>>

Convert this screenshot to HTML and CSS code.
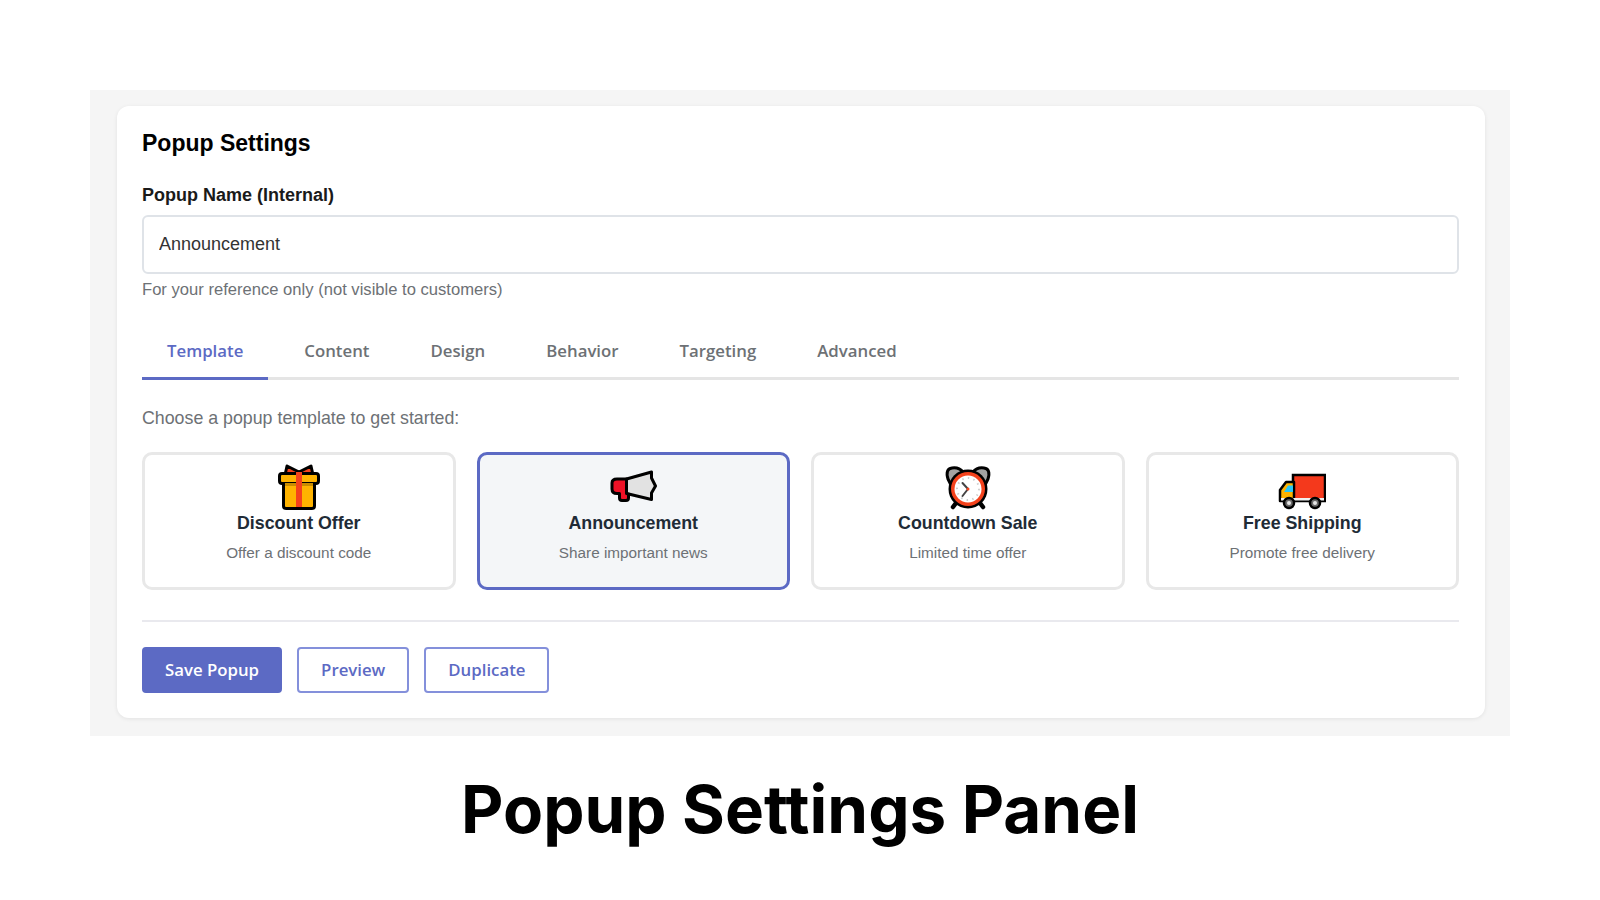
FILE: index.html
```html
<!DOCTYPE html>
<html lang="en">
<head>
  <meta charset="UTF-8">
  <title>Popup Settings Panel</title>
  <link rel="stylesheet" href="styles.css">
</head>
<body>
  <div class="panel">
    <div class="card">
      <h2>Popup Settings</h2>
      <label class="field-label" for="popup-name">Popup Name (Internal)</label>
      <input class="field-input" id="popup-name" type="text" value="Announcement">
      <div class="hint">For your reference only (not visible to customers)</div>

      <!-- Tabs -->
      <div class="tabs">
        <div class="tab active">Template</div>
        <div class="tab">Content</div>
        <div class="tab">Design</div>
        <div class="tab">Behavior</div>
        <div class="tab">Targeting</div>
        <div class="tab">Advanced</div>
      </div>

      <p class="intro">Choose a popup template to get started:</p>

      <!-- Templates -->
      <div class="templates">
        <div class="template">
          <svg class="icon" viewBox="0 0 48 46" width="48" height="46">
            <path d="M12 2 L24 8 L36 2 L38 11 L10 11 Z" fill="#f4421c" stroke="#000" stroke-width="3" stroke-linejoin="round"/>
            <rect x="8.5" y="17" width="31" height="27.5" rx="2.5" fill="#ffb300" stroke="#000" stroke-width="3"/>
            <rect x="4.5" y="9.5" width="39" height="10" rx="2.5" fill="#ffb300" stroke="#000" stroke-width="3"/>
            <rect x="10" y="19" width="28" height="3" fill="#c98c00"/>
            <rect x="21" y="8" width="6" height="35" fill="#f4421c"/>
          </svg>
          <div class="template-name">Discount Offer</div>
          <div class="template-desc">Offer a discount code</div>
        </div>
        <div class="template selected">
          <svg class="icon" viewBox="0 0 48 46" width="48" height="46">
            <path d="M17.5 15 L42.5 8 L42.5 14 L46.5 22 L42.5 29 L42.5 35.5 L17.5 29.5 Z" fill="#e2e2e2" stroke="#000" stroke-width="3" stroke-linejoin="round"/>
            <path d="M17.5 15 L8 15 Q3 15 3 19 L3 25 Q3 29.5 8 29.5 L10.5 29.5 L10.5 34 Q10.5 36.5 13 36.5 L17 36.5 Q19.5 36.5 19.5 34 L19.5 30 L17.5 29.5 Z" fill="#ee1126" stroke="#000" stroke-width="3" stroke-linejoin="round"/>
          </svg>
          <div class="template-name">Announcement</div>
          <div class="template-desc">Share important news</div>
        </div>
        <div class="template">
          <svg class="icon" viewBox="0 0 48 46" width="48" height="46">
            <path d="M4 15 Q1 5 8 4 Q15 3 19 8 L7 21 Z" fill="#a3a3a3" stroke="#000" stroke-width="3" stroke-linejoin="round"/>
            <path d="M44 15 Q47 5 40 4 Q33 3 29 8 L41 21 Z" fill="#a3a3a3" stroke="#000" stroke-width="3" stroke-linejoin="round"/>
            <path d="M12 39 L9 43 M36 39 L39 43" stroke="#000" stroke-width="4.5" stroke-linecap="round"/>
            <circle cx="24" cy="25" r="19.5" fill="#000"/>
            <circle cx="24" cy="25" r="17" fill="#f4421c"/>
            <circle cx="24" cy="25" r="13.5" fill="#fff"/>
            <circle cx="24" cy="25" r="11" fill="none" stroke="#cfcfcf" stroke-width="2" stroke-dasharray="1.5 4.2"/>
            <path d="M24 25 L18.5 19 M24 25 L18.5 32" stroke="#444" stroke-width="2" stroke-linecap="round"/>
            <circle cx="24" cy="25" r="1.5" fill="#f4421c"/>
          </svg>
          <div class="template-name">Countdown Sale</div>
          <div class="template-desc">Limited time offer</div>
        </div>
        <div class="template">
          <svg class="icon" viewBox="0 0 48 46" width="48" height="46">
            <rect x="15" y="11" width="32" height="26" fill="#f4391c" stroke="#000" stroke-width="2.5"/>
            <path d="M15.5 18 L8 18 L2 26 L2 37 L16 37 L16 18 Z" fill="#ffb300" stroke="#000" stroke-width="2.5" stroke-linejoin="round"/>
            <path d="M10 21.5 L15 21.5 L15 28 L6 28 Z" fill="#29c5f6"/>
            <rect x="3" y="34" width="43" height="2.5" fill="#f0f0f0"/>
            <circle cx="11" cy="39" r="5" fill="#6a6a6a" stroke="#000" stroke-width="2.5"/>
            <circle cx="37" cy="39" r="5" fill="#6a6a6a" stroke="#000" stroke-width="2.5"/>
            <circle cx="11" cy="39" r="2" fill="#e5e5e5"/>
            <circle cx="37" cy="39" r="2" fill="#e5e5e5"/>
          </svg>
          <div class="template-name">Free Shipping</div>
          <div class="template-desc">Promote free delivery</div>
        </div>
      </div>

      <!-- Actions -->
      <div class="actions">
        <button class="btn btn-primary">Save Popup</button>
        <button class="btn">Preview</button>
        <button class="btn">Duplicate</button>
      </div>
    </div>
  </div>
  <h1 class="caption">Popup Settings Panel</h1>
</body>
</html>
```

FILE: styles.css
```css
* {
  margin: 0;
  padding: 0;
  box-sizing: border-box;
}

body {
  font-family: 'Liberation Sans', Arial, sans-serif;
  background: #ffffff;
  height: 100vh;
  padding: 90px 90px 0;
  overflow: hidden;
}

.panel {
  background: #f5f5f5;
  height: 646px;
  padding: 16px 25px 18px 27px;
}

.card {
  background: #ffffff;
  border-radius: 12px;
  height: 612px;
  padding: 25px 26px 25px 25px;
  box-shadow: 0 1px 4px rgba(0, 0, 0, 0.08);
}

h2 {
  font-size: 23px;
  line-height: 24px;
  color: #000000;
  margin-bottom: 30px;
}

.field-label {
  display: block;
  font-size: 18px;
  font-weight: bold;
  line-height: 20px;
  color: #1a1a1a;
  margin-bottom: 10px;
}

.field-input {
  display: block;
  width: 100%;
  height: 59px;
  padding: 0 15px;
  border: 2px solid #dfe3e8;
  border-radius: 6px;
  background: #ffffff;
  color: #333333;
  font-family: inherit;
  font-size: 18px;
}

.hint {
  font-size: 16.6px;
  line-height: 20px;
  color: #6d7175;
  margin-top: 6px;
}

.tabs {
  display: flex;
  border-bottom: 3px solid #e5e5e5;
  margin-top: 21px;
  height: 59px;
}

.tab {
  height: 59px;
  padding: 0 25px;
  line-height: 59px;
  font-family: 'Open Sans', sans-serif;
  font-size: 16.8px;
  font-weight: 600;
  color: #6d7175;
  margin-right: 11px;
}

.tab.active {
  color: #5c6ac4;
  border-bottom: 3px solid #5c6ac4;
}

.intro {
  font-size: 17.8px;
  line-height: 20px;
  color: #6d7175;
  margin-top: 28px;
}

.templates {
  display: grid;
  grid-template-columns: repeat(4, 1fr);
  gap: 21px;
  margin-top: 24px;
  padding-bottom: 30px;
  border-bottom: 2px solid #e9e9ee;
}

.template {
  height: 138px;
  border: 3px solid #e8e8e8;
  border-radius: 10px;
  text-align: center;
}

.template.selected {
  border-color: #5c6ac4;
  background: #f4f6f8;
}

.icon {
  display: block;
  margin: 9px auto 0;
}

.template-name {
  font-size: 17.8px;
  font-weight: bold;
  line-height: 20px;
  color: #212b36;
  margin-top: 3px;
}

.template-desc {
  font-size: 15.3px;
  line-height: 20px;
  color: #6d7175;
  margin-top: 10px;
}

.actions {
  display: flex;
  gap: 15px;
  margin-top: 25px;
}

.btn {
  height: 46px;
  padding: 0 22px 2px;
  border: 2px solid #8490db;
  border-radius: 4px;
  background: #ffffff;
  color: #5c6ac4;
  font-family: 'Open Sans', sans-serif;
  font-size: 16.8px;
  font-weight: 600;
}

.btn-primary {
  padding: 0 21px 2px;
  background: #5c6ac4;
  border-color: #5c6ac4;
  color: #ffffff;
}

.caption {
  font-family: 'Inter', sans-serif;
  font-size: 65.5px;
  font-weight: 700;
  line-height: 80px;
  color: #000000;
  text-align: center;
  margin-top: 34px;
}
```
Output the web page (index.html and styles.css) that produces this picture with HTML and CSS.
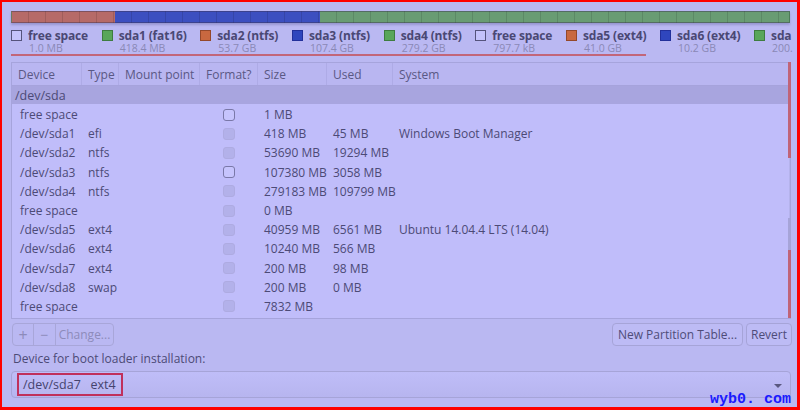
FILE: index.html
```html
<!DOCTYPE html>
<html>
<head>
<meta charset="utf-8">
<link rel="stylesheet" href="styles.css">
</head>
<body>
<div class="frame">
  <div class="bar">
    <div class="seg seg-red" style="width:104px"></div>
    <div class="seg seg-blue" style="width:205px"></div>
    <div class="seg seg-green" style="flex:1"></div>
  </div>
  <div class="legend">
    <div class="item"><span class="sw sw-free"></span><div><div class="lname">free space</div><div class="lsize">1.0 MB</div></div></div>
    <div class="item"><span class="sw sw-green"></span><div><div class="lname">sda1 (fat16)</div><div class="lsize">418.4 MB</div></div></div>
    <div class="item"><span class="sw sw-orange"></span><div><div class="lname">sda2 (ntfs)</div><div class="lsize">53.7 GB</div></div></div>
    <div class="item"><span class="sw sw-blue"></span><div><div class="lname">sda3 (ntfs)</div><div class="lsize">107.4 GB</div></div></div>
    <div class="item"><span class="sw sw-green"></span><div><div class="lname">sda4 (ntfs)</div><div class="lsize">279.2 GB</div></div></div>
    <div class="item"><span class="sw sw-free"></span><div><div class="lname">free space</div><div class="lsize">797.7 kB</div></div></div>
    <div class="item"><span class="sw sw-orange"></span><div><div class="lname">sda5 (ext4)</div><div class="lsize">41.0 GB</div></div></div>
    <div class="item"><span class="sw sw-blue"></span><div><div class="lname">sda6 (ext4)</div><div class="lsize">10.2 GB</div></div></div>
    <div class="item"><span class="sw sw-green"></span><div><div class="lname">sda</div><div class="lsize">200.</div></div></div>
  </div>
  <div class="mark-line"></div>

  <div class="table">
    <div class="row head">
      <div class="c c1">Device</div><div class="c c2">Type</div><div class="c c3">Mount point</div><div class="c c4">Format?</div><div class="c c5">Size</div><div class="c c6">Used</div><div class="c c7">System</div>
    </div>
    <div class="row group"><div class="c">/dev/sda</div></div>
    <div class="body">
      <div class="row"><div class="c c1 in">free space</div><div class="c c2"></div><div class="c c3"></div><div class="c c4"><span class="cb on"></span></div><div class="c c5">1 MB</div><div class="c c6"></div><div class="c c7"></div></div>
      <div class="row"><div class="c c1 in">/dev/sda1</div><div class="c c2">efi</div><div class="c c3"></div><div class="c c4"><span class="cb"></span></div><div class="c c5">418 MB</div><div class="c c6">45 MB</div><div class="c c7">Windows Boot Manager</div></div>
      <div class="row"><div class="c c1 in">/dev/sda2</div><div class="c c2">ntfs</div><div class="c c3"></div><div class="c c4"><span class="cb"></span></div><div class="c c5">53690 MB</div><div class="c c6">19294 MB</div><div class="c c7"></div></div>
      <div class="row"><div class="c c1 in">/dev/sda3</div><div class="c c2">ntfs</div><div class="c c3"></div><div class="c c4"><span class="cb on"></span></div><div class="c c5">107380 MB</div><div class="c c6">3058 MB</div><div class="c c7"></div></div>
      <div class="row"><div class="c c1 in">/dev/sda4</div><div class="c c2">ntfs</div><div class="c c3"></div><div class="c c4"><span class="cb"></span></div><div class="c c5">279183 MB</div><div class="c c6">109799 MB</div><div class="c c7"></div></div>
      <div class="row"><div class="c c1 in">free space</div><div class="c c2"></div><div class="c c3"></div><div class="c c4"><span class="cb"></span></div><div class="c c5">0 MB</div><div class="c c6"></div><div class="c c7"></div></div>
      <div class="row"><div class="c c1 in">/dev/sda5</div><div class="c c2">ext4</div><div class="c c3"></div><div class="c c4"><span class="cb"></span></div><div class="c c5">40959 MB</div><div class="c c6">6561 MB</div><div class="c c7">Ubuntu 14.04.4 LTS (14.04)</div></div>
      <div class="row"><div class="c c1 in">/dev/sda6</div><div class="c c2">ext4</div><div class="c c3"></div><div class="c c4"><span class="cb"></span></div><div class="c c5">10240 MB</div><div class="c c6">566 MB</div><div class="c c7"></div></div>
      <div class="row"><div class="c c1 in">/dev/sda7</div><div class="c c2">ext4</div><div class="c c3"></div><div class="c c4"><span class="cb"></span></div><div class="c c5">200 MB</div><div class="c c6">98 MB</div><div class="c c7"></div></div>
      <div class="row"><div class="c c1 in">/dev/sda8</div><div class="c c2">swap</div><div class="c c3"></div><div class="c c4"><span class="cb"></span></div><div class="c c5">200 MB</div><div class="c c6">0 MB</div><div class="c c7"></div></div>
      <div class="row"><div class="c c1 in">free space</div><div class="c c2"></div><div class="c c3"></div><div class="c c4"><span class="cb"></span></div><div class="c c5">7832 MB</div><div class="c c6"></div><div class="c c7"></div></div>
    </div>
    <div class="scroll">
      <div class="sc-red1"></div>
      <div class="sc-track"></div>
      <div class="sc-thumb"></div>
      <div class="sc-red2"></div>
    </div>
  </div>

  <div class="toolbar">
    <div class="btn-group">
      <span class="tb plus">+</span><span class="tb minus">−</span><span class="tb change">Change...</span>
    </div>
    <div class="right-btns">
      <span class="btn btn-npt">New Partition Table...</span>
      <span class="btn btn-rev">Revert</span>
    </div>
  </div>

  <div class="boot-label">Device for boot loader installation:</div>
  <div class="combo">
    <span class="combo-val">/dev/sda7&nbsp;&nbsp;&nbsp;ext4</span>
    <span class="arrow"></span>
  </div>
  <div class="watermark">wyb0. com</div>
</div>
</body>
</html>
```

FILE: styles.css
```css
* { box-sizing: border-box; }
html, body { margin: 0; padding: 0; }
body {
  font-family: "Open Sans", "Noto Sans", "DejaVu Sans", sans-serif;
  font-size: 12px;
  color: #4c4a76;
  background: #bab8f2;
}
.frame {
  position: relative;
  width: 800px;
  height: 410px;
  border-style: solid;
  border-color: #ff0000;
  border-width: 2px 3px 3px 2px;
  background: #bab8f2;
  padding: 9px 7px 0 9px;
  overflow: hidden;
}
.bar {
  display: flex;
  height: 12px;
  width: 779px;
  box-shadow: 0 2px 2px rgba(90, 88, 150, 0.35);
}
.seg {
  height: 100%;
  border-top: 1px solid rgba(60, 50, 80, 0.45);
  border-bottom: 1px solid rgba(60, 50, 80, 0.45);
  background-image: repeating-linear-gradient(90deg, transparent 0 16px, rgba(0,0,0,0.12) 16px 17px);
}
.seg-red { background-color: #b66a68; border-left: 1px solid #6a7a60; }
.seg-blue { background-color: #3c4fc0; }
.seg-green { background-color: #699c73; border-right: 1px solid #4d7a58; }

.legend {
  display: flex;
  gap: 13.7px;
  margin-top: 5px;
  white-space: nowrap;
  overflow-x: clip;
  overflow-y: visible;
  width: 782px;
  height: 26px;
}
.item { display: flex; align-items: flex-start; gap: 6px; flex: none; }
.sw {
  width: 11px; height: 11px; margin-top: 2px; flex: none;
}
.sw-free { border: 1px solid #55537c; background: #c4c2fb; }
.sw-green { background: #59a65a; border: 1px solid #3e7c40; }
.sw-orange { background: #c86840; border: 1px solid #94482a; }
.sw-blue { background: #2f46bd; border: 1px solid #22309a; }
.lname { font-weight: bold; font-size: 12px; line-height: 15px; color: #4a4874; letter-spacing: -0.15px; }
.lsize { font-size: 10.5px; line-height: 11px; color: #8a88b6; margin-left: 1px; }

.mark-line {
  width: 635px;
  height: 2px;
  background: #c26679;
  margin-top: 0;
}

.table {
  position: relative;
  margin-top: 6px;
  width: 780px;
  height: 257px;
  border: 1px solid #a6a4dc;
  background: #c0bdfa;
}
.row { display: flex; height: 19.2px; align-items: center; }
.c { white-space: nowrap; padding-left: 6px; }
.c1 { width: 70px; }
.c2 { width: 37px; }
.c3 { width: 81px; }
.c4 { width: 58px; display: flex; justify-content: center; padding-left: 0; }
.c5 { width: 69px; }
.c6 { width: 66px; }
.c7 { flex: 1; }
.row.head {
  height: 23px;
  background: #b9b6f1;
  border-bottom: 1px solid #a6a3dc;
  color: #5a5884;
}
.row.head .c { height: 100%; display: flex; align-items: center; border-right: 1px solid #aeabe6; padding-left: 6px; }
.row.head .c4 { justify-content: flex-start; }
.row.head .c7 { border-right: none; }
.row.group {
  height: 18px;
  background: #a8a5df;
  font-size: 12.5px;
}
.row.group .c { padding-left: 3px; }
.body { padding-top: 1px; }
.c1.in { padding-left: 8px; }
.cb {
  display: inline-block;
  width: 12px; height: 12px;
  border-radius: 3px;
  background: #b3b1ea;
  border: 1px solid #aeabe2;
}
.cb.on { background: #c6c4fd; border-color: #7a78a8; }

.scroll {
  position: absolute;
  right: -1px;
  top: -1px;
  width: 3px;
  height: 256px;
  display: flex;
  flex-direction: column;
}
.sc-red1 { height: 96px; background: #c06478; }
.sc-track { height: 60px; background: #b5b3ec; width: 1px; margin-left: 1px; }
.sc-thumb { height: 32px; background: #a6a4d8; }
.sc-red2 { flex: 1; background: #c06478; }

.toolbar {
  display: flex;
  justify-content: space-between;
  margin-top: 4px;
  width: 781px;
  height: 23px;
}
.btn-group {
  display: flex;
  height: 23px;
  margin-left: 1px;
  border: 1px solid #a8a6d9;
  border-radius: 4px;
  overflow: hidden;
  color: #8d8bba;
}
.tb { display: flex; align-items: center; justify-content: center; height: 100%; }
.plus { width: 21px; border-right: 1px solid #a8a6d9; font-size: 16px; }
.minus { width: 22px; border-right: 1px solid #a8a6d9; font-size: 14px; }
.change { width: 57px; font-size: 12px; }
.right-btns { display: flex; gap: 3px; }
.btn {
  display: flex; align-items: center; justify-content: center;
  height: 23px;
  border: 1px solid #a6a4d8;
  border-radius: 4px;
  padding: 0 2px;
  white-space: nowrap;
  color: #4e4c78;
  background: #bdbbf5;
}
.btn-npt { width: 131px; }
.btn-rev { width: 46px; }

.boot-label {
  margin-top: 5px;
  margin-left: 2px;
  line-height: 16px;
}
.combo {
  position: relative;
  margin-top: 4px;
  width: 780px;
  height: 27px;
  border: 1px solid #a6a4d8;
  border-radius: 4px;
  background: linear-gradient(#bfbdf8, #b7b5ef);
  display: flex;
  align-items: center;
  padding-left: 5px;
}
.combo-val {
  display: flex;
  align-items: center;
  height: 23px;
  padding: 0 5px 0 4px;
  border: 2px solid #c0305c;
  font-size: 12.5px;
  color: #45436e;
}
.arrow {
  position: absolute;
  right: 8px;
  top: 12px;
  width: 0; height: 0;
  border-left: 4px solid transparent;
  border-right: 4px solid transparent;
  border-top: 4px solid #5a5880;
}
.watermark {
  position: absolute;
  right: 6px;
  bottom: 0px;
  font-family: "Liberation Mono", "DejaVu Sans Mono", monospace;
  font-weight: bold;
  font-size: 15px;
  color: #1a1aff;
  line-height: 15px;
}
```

<<

▶ Problem description: From the entries above, collect every line with the string "styles" in it.

▶ Solution to the exercise:
  <link rel="stylesheet" href="styles.css">
FILE: styles.css
Output the web page (index.html and styles.css) that produces this picture with HTML and CSS.
<link rel="stylesheet" href="styles.css">
FILE: styles.css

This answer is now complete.